Manuel María Eutimio de Zamacona y Murphy (13 September 1826 – 29 May 1904) was a Mexican radical liberal lawyer, journalist, and politician. Born in Puebla, he studied at seminary and went on to practice law. As a journalist he founded El Siglo XIX, an influential newspaper founded in 1852. He served as minister of Foreign Affairs in the cabinet of President Benito Juárez (1861). He negotiated an agreement with the British Ambassador to Mexico, Charles Wyke, known as the Wyke-Zamacona Treaty, which sought an interim solution of the Juárez government's problems concerning the external debt to Great Britain, France, and Spain. When Juárez decided to suspend payments on the foreign debt in July 1861, he risked foreign intervention. The treaty was aimed at forestalling that, but it was rejected by the Mexican congress. With that rejection, Zamacona resigned from Juárez's government and went on to lead the liberal opposition to Juárez.

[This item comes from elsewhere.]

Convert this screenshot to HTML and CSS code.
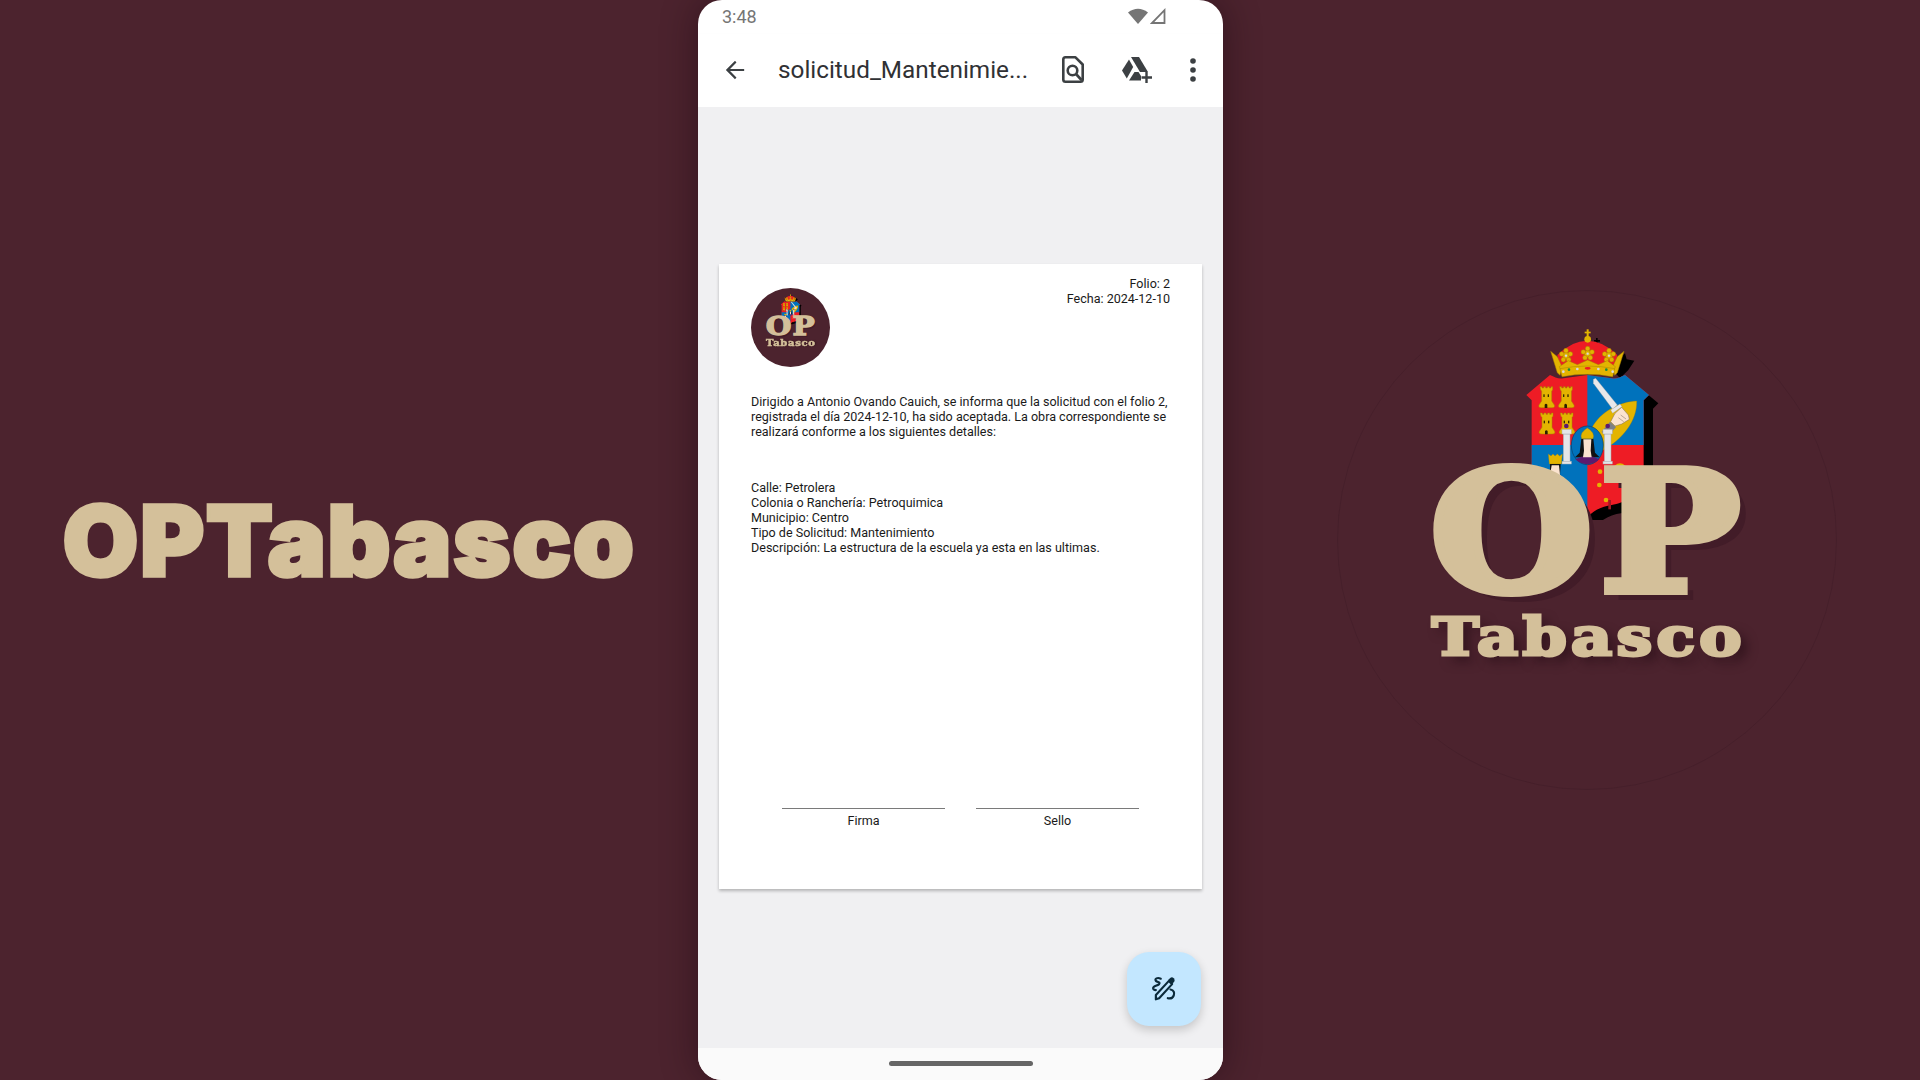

He negotiated diplomatic recognition to the administration of President Porfirio Díaz from the government of the United States (1878) and presided over the Supreme Court of Justice.

Notes and references

1826 births
1904 deaths
Politicians from Puebla
Mexican Secretaries of Foreign Affairs
Ambassadors of Mexico to the United States
Presidents of the Supreme Court of Justice of the Nation
Presidents of the Chamber of Deputies (Mexico)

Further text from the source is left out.